* Extracted material *
────────────────

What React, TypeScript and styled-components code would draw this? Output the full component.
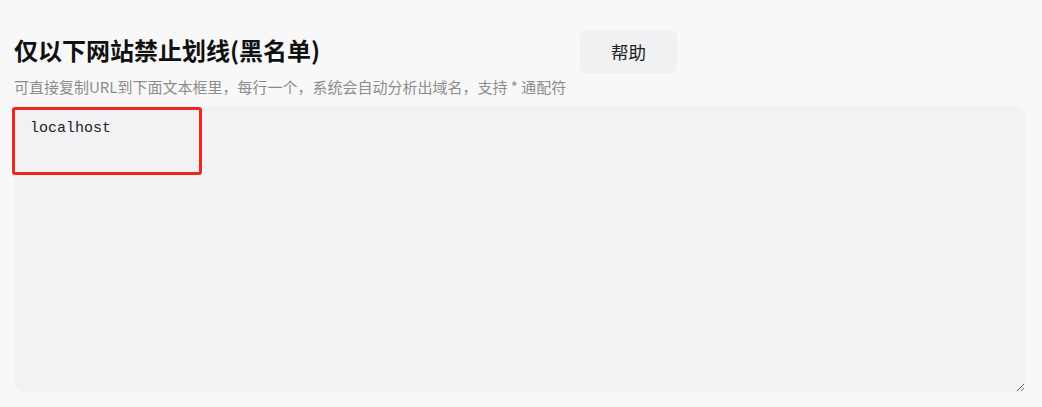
import React, { useState } from 'react';
import styled, { createGlobalStyle } from 'styled-components';

const GlobalStyle = createGlobalStyle`
  html, body {
    margin: 0;
    padding: 0;
    background: #f8f8f8;
    font-family: "Noto Sans CJK SC", "Noto Sans", sans-serif;
  }
`;

const Page = styled.div`
  padding: 29px 17px 15px 15px;
  display: flex;
  flex-direction: column;
`;

const Header = styled.div`
  display: flex;
  align-items: center;
`;

const Title = styled.h2`
  margin: -2px 0 0 -1px;
  width: 566px;
  font-size: 24px;
  font-weight: 700;
  color: #111;
  line-height: 40px;
`;

const HelpButton = styled.button`
  width: 97px;
  height: 43px;
  margin-top: 1px;
  border: none;
  border-radius: 6px;
  background: #f1f1f3;
  color: #222;
  font-family: "Noto Sans CJK SC", sans-serif;
  font-size: 17.5px;
  cursor: pointer;
`;

const Hint = styled.p`
  margin: 4px 0 0 -1px;
  font-size: 15px;
  line-height: 20px;
  color: #8c8c8c;
`;

const EditorWrap = styled.div`
  position: relative;
  margin-top: 9px;
`;

const Editor = styled.textarea`
  display: block;
  box-sizing: border-box;
  width: 100%;
  height: 286px;
  border: none;
  outline: none;
  border-radius: 8px;
  background: #f2f2f4;
  padding: 13px 16px 10px 15px;
  font-family: "Liberation Mono", monospace;
  font-size: 15px;
  line-height: 20px;
  color: #222;
  resize: vertical;
`;

// red highlight drawn over the first line
const Highlight = styled.div`
  position: absolute;
  left: -3px;
  top: 1px;
  width: 184px;
  height: 62px;
  border: 3px solid #f0261c;
  border-radius: 3px;
  pointer-events: none;
`;

const App = () => {
  const [value, setValue] = useState('localhost');
  return (
    <>
      <GlobalStyle />
      <Page>
        <Header>
          <Title>仅以下网站禁止划线(黑名单)</Title>
          <HelpButton>帮助</HelpButton>
        </Header>
        <Hint>可直接复制URL到下面文本框里，每行一个，系统会自动分析出域名，支持 * 通配符</Hint>
        <EditorWrap>
          <Editor value={value} onChange={(e) => setValue(e.target.value)} spellCheck={false} />
          <Highlight />
        </EditorWrap>
      </Page>
    </>
  );
};

export default App;
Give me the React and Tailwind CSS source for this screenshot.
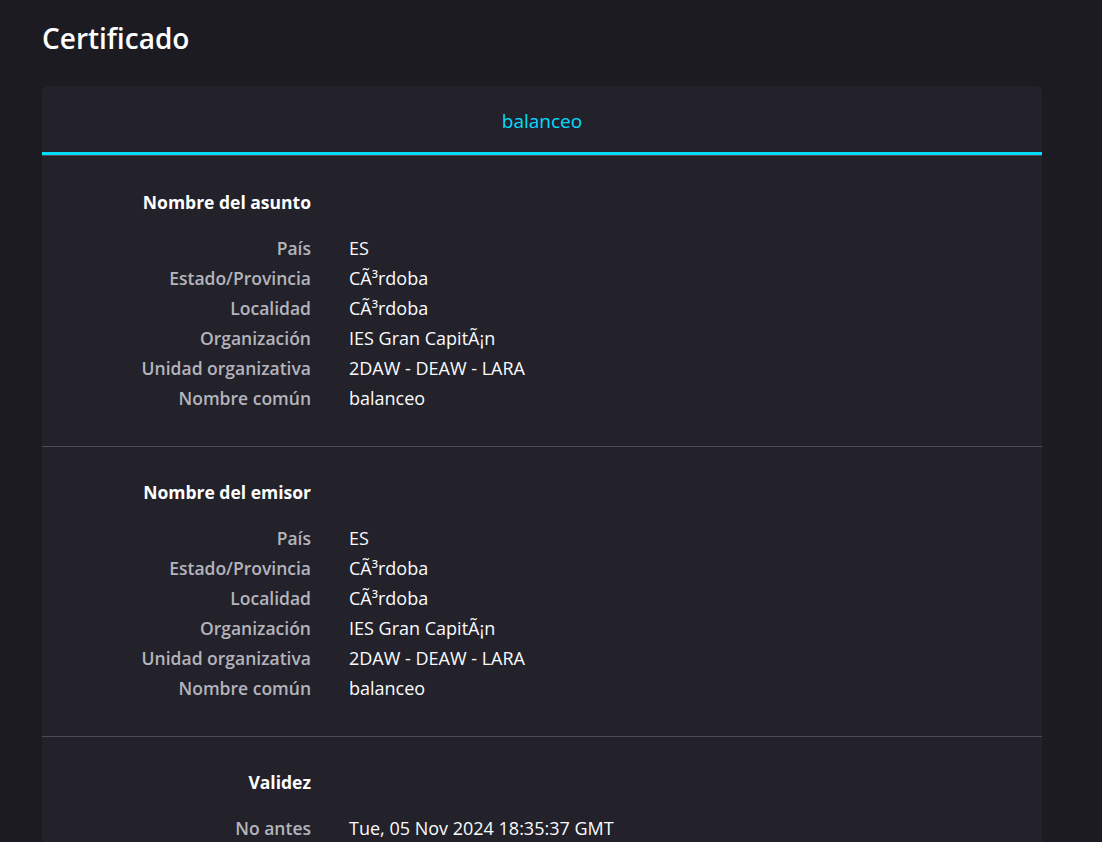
import React from 'react';

const sections = [
  {
    title: 'Nombre del asunto',
    rows: [
      ['País', 'ES'],
      ['Estado/Provincia', 'CÃ³rdoba'],
      ['Localidad', 'CÃ³rdoba'],
      ['Organización', 'IES Gran CapitÃ¡n'],
      ['Unidad organizativa', '2DAW - DEAW - LARA'],
      ['Nombre común', 'balanceo'],
    ],
  },
  {
    title: 'Nombre del emisor',
    rows: [
      ['País', 'ES'],
      ['Estado/Provincia', 'CÃ³rdoba'],
      ['Localidad', 'CÃ³rdoba'],
      ['Organización', 'IES Gran CapitÃ¡n'],
      ['Unidad organizativa', '2DAW - DEAW - LARA'],
      ['Nombre común', 'balanceo'],
    ],
  },
  {
    title: 'Validez',
    rows: [['No antes', 'Tue, 05 Nov 2024 18:35:37 GMT']],
  },
];

const Section = ({ section, last }) => (
  <div className={`pt-[30px] pb-[33px] ${last ? '' : 'border-b border-[#4e4d55]'}`}>
    <div className="grid grid-cols-[269px_1fr] gap-x-[38px] leading-[30px]">
      <div className="text-right text-[17.5px] font-bold text-white mb-[16px]">{section.title}</div>
      <div className="mb-[16px]"></div>
      {section.rows.map(([label, value], i) => (
        <React.Fragment key={i}>
          <div className="text-right text-[17.5px] font-semibold text-[#b4b4bc]">{label}</div>
          <div className="text-[18px] text-[#fbfbfe]">{value}</div>
        </React.Fragment>
      ))}
    </div>
  </div>
);

export default function App() {
  return (
    <div className="min-h-screen bg-[#1c1b22] font-['Open_Sans',sans-serif] text-[16px] text-[#fbfbfe]">
      <div className="px-[42px] pt-[21px] w-[1084px]">
        <h1 className="text-[28px] leading-[34px] font-semibold text-white">Certificado</h1>
        <div className="mt-[31px] bg-[#23222b] rounded-t-[6px] overflow-hidden">
          <div className="h-[70px] border-b border-[#4e4d55]">
            <div className="h-[69px] border-b-[3px] border-[#00ddff] flex items-center justify-center pt-[4px] text-[19px] text-[#00ddff]">
              balanceo
            </div>
          </div>
          <div className="pt-[1px]">
            {sections.map((s, i) => (
              <Section key={i} section={s} last={i === sections.length - 1} />
            ))}
          </div>
        </div>
      </div>
    </div>
  );
}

────────────────

All the lines above are to be reproduced exactly, except the pictures.

What React, TypeScript and styled-components code would draw this? Output the full component.
import React, { useState } from 'react';
import styled, { createGlobalStyle } from 'styled-components';

const GlobalStyle = createGlobalStyle`
  html, body {
    margin: 0;
    padding: 0;
    background: #f8f8f8;
    font-family: "Noto Sans CJK SC", "Noto Sans", sans-serif;
  }
`;

const Page = styled.div`
  padding: 29px 17px 15px 15px;
  display: flex;
  flex-direction: column;
`;

const Header = styled.div`
  display: flex;
  align-items: center;
`;

const Title = styled.h2`
  margin: -2px 0 0 -1px;
  width: 566px;
  font-size: 24px;
  font-weight: 700;
  color: #111;
  line-height: 40px;
`;

const HelpButton = styled.button`
  width: 97px;
  height: 43px;
  margin-top: 1px;
  border: none;
  border-radius: 6px;
  background: #f1f1f3;
  color: #222;
  font-family: "Noto Sans CJK SC", sans-serif;
  font-size: 17.5px;
  cursor: pointer;
`;

const Hint = styled.p`
  margin: 4px 0 0 -1px;
  font-size: 15px;
  line-height: 20px;
  color: #8c8c8c;
`;

const EditorWrap = styled.div`
  position: relative;
  margin-top: 9px;
`;

const Editor = styled.textarea`
  display: block;
  box-sizing: border-box;
  width: 100%;
  height: 286px;
  border: none;
  outline: none;
  border-radius: 8px;
  background: #f2f2f4;
  padding: 13px 16px 10px 15px;
  font-family: "Liberation Mono", monospace;
  font-size: 15px;
  line-height: 20px;
  color: #222;
  resize: vertical;
`;

// red highlight drawn over the first line
const Highlight = styled.div`
  position: absolute;
  left: -3px;
  top: 1px;
  width: 184px;
  height: 62px;
  border: 3px solid #f0261c;
  border-radius: 3px;
  pointer-events: none;
`;

const App = () => {
  const [value, setValue] = useState('localhost');
  return (
    <>
      <GlobalStyle />
      <Page>
        <Header>
          <Title>仅以下网站禁止划线(黑名单)</Title>
          <HelpButton>帮助</HelpButton>
        </Header>
        <Hint>可直接复制URL到下面文本框里，每行一个，系统会自动分析出域名，支持 * 通配符</Hint>
        <EditorWrap>
          <Editor value={value} onChange={(e) => setValue(e.target.value)} spellCheck={false} />
          <Highlight />
        </EditorWrap>
      </Page>
    </>
  );
};

export default App;
Give me the React and Tailwind CSS source for this screenshot.
import React from 'react';

const sections = [
  {
    title: 'Nombre del asunto',
    rows: [
      ['País', 'ES'],
      ['Estado/Provincia', 'CÃ³rdoba'],
      ['Localidad', 'CÃ³rdoba'],
      ['Organización', 'IES Gran CapitÃ¡n'],
      ['Unidad organizativa', '2DAW - DEAW - LARA'],
      ['Nombre común', 'balanceo'],
    ],
  },
  {
    title: 'Nombre del emisor',
    rows: [
      ['País', 'ES'],
      ['Estado/Provincia', 'CÃ³rdoba'],
      ['Localidad', 'CÃ³rdoba'],
      ['Organización', 'IES Gran CapitÃ¡n'],
      ['Unidad organizativa', '2DAW - DEAW - LARA'],
      ['Nombre común', 'balanceo'],
    ],
  },
  {
    title: 'Validez',
    rows: [['No antes', 'Tue, 05 Nov 2024 18:35:37 GMT']],
  },
];

const Section = ({ section, last }) => (
  <div className={`pt-[30px] pb-[33px] ${last ? '' : 'border-b border-[#4e4d55]'}`}>
    <div className="grid grid-cols-[269px_1fr] gap-x-[38px] leading-[30px]">
      <div className="text-right text-[17.5px] font-bold text-white mb-[16px]">{section.title}</div>
      <div className="mb-[16px]"></div>
      {section.rows.map(([label, value], i) => (
        <React.Fragment key={i}>
          <div className="text-right text-[17.5px] font-semibold text-[#b4b4bc]">{label}</div>
          <div className="text-[18px] text-[#fbfbfe]">{value}</div>
        </React.Fragment>
      ))}
    </div>
  </div>
);

export default function App() {
  return (
    <div className="min-h-screen bg-[#1c1b22] font-['Open_Sans',sans-serif] text-[16px] text-[#fbfbfe]">
      <div className="px-[42px] pt-[21px] w-[1084px]">
        <h1 className="text-[28px] leading-[34px] font-semibold text-white">Certificado</h1>
        <div className="mt-[31px] bg-[#23222b] rounded-t-[6px] overflow-hidden">
          <div className="h-[70px] border-b border-[#4e4d55]">
            <div className="h-[69px] border-b-[3px] border-[#00ddff] flex items-center justify-center pt-[4px] text-[19px] text-[#00ddff]">
              balanceo
            </div>
          </div>
          <div className="pt-[1px]">
            {sections.map((s, i) => (
              <Section key={i} section={s} last={i === sections.length - 1} />
            ))}
          </div>
        </div>
      </div>
    </div>
  );
}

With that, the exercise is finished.